:: Given data ::

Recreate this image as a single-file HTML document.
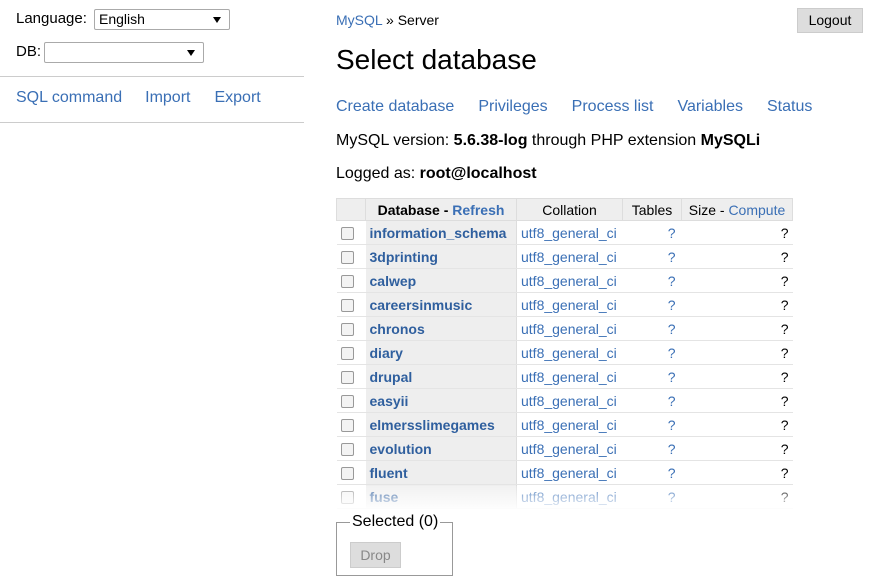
<!DOCTYPE html>
<html><head><style>
body{margin:0;width:881px;height:584px;background:#fff;font-family:"Liberation Sans",sans-serif;font-size:15px;color:#000;position:relative;overflow:hidden}
.a{position:absolute;white-space:nowrap}
a,.l{color:#3a6fb5;text-decoration:none}
.sel{position:absolute;border:1px solid #aaa;border-radius:2px;background:#fff;font-size:14px;box-sizing:border-box}
.sel:after{content:"";position:absolute;right:8px;top:7px;border-left:4px solid transparent;border-right:4px solid transparent;border-top:6px solid #000}
table{position:absolute;left:336px;top:198px;border-collapse:collapse;font-size:14px;table-layout:fixed;width:456px}
td,th{height:23px;padding:0 4px;border-bottom:1px solid #e4e4e4;white-space:nowrap;overflow:hidden;box-sizing:border-box}
tr{height:24px}
th{background:#eee;font-weight:normal;border:1px solid #ddd;height:22px}
tr.h{height:22px}
td.n{background:#eee;font-weight:bold;border-right:1px solid #ddd}
td.n a{color:#2f5f9e}
.cb{display:inline-block;width:11px;height:11px;border:1px solid #999;border-radius:2px;background:#f3f3f3;vertical-align:middle}
</style></head><body>
<div class="a" style="left:16px;top:10px">Language:</div>
<div class="sel" style="left:94px;top:9px;width:136px;height:21px;padding:1px 4px">English</div>
<div class="a" style="left:16px;top:43px">DB:</div>
<div class="sel" style="left:44px;top:42px;width:160px;height:21px"></div>
<div class="a" style="left:0;top:76px;width:304px;border-top:1px solid #ccc"></div>
<div class="a" style="left:16px;top:89px;font-size:16px"><a>SQL command</a><a style="margin-left:23px">Import</a><a style="margin-left:24px">Export</a></div>
<div class="a" style="left:0;top:122px;width:304px;border-top:1px solid #ccc"></div>

<div class="a" style="left:336px;top:12px;font-size:14px"><a>MySQL</a> » Server</div>
<div class="a" style="left:797px;top:8px;width:66px;height:25px;background:#ddd;border:1px solid #ccc;box-sizing:border-box;font-size:14px;text-align:center;line-height:23px">Logout</div>
<div class="a" style="left:336px;top:44px;font-size:28px">Select database</div>
<div class="a" style="left:336px;top:98px;font-size:16px"><a>Create database</a><a style="margin-left:24px">Privileges</a><a style="margin-left:24px">Process list</a><a style="margin-left:24px">Variables</a><a style="margin-left:24px">Status</a></div>
<div class="a" style="left:336px;top:132px;font-size:16px">MySQL version: <b>5.6.38-log</b> through PHP extension <b>MySQLi</b></div>
<div class="a" style="left:336px;top:165px;font-size:16px">Logged as: <b>root@localhost</b></div>

<table>
<colgroup><col style="width:29px"><col style="width:151px"><col style="width:106px"><col style="width:59px"><col style="width:111px"></colgroup>
<tr class="h"><th></th><th><b>Database - <a>Refresh</a></b></th><th>Collation</th><th>Tables</th><th>Size - <a>Compute</a></th></tr>
<tr><td><span class="cb"></span></td><td class="n"><a>information_schema</a></td><td class="l">utf8_general_ci</td><td class="l" style="text-align:right;padding-right:6px">?</td><td style="text-align:right">?</td></tr>
<tr><td><span class="cb"></span></td><td class="n"><a>3dprinting</a></td><td class="l">utf8_general_ci</td><td class="l" style="text-align:right;padding-right:6px">?</td><td style="text-align:right">?</td></tr>
<tr><td><span class="cb"></span></td><td class="n"><a>calwep</a></td><td class="l">utf8_general_ci</td><td class="l" style="text-align:right;padding-right:6px">?</td><td style="text-align:right">?</td></tr>
<tr><td><span class="cb"></span></td><td class="n"><a>careersinmusic</a></td><td class="l">utf8_general_ci</td><td class="l" style="text-align:right;padding-right:6px">?</td><td style="text-align:right">?</td></tr>
<tr><td><span class="cb"></span></td><td class="n"><a>chronos</a></td><td class="l">utf8_general_ci</td><td class="l" style="text-align:right;padding-right:6px">?</td><td style="text-align:right">?</td></tr>
<tr><td><span class="cb"></span></td><td class="n"><a>diary</a></td><td class="l">utf8_general_ci</td><td class="l" style="text-align:right;padding-right:6px">?</td><td style="text-align:right">?</td></tr>
<tr><td><span class="cb"></span></td><td class="n"><a>drupal</a></td><td class="l">utf8_general_ci</td><td class="l" style="text-align:right;padding-right:6px">?</td><td style="text-align:right">?</td></tr>
<tr><td><span class="cb"></span></td><td class="n"><a>easyii</a></td><td class="l">utf8_general_ci</td><td class="l" style="text-align:right;padding-right:6px">?</td><td style="text-align:right">?</td></tr>
<tr><td><span class="cb"></span></td><td class="n"><a>elmersslimegames</a></td><td class="l">utf8_general_ci</td><td class="l" style="text-align:right;padding-right:6px">?</td><td style="text-align:right">?</td></tr>
<tr><td><span class="cb"></span></td><td class="n"><a>evolution</a></td><td class="l">utf8_general_ci</td><td class="l" style="text-align:right;padding-right:6px">?</td><td style="text-align:right">?</td></tr>
<tr><td><span class="cb"></span></td><td class="n"><a>fluent</a></td><td class="l">utf8_general_ci</td><td class="l" style="text-align:right;padding-right:6px">?</td><td style="text-align:right">?</td></tr>
<tr><td><span class="cb"></span></td><td class="n"><a>fuse</a></td><td class="l">utf8_general_ci</td><td class="l" style="text-align:right;padding-right:6px">?</td><td style="text-align:right">?</td></tr>
</table>
<div class="a" style="left:330px;top:486px;width:470px;height:26px;background:linear-gradient(rgba(255,255,255,0.2),#fff)"></div>

<div class="a" style="left:336px;top:522px;width:117px;height:54px;border:1px solid #999;box-sizing:border-box"></div>
<div class="a" style="left:350px;top:513px;background:#fff;padding:0 2px;font-size:16px">Selected (0)</div>
<div class="a" style="left:350px;top:542px;width:51px;height:26px;background:#ddd;border:1px solid #ccc;box-sizing:border-box;color:#888;font-size:14px;text-align:center;line-height:24px">Drop</div>
</body></html>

:::

(What to produce): Leave out all pictures, then copy the remaining material exactly.

(Result):
Recreate this image as a single-file HTML document.
<!DOCTYPE html>
<html><head><style>
body{margin:0;width:881px;height:584px;background:#fff;font-family:"Liberation Sans",sans-serif;font-size:15px;color:#000;position:relative;overflow:hidden}
.a{position:absolute;white-space:nowrap}
a,.l{color:#3a6fb5;text-decoration:none}
.sel{position:absolute;border:1px solid #aaa;border-radius:2px;background:#fff;font-size:14px;box-sizing:border-box}
.sel:after{content:"";position:absolute;right:8px;top:7px;border-left:4px solid transparent;border-right:4px solid transparent;border-top:6px solid #000}
table{position:absolute;left:336px;top:198px;border-collapse:collapse;font-size:14px;table-layout:fixed;width:456px}
td,th{height:23px;padding:0 4px;border-bottom:1px solid #e4e4e4;white-space:nowrap;overflow:hidden;box-sizing:border-box}
tr{height:24px}
th{background:#eee;font-weight:normal;border:1px solid #ddd;height:22px}
tr.h{height:22px}
td.n{background:#eee;font-weight:bold;border-right:1px solid #ddd}
td.n a{color:#2f5f9e}
.cb{display:inline-block;width:11px;height:11px;border:1px solid #999;border-radius:2px;background:#f3f3f3;vertical-align:middle}
</style></head><body>
<div class="a" style="left:16px;top:10px">Language:</div>
<div class="sel" style="left:94px;top:9px;width:136px;height:21px;padding:1px 4px">English</div>
<div class="a" style="left:16px;top:43px">DB:</div>
<div class="sel" style="left:44px;top:42px;width:160px;height:21px"></div>
<div class="a" style="left:0;top:76px;width:304px;border-top:1px solid #ccc"></div>
<div class="a" style="left:16px;top:89px;font-size:16px"><a>SQL command</a><a style="margin-left:23px">Import</a><a style="margin-left:24px">Export</a></div>
<div class="a" style="left:0;top:122px;width:304px;border-top:1px solid #ccc"></div>

<div class="a" style="left:336px;top:12px;font-size:14px"><a>MySQL</a> » Server</div>
<div class="a" style="left:797px;top:8px;width:66px;height:25px;background:#ddd;border:1px solid #ccc;box-sizing:border-box;font-size:14px;text-align:center;line-height:23px">Logout</div>
<div class="a" style="left:336px;top:44px;font-size:28px">Select database</div>
<div class="a" style="left:336px;top:98px;font-size:16px"><a>Create database</a><a style="margin-left:24px">Privileges</a><a style="margin-left:24px">Process list</a><a style="margin-left:24px">Variables</a><a style="margin-left:24px">Status</a></div>
<div class="a" style="left:336px;top:132px;font-size:16px">MySQL version: <b>5.6.38-log</b> through PHP extension <b>MySQLi</b></div>
<div class="a" style="left:336px;top:165px;font-size:16px">Logged as: <b>root@localhost</b></div>

<table>
<colgroup><col style="width:29px"><col style="width:151px"><col style="width:106px"><col style="width:59px"><col style="width:111px"></colgroup>
<tr class="h"><th></th><th><b>Database - <a>Refresh</a></b></th><th>Collation</th><th>Tables</th><th>Size - <a>Compute</a></th></tr>
<tr><td><span class="cb"></span></td><td class="n"><a>information_schema</a></td><td class="l">utf8_general_ci</td><td class="l" style="text-align:right;padding-right:6px">?</td><td style="text-align:right">?</td></tr>
<tr><td><span class="cb"></span></td><td class="n"><a>3dprinting</a></td><td class="l">utf8_general_ci</td><td class="l" style="text-align:right;padding-right:6px">?</td><td style="text-align:right">?</td></tr>
<tr><td><span class="cb"></span></td><td class="n"><a>calwep</a></td><td class="l">utf8_general_ci</td><td class="l" style="text-align:right;padding-right:6px">?</td><td style="text-align:right">?</td></tr>
<tr><td><span class="cb"></span></td><td class="n"><a>careersinmusic</a></td><td class="l">utf8_general_ci</td><td class="l" style="text-align:right;padding-right:6px">?</td><td style="text-align:right">?</td></tr>
<tr><td><span class="cb"></span></td><td class="n"><a>chronos</a></td><td class="l">utf8_general_ci</td><td class="l" style="text-align:right;padding-right:6px">?</td><td style="text-align:right">?</td></tr>
<tr><td><span class="cb"></span></td><td class="n"><a>diary</a></td><td class="l">utf8_general_ci</td><td class="l" style="text-align:right;padding-right:6px">?</td><td style="text-align:right">?</td></tr>
<tr><td><span class="cb"></span></td><td class="n"><a>drupal</a></td><td class="l">utf8_general_ci</td><td class="l" style="text-align:right;padding-right:6px">?</td><td style="text-align:right">?</td></tr>
<tr><td><span class="cb"></span></td><td class="n"><a>easyii</a></td><td class="l">utf8_general_ci</td><td class="l" style="text-align:right;padding-right:6px">?</td><td style="text-align:right">?</td></tr>
<tr><td><span class="cb"></span></td><td class="n"><a>elmersslimegames</a></td><td class="l">utf8_general_ci</td><td class="l" style="text-align:right;padding-right:6px">?</td><td style="text-align:right">?</td></tr>
<tr><td><span class="cb"></span></td><td class="n"><a>evolution</a></td><td class="l">utf8_general_ci</td><td class="l" style="text-align:right;padding-right:6px">?</td><td style="text-align:right">?</td></tr>
<tr><td><span class="cb"></span></td><td class="n"><a>fluent</a></td><td class="l">utf8_general_ci</td><td class="l" style="text-align:right;padding-right:6px">?</td><td style="text-align:right">?</td></tr>
<tr><td><span class="cb"></span></td><td class="n"><a>fuse</a></td><td class="l">utf8_general_ci</td><td class="l" style="text-align:right;padding-right:6px">?</td><td style="text-align:right">?</td></tr>
</table>
<div class="a" style="left:330px;top:486px;width:470px;height:26px;background:linear-gradient(rgba(255,255,255,0.2),#fff)"></div>

<div class="a" style="left:336px;top:522px;width:117px;height:54px;border:1px solid #999;box-sizing:border-box"></div>
<div class="a" style="left:350px;top:513px;background:#fff;padding:0 2px;font-size:16px">Selected (0)</div>
<div class="a" style="left:350px;top:542px;width:51px;height:26px;background:#ddd;border:1px solid #ccc;box-sizing:border-box;color:#888;font-size:14px;text-align:center;line-height:24px">Drop</div>
</body></html>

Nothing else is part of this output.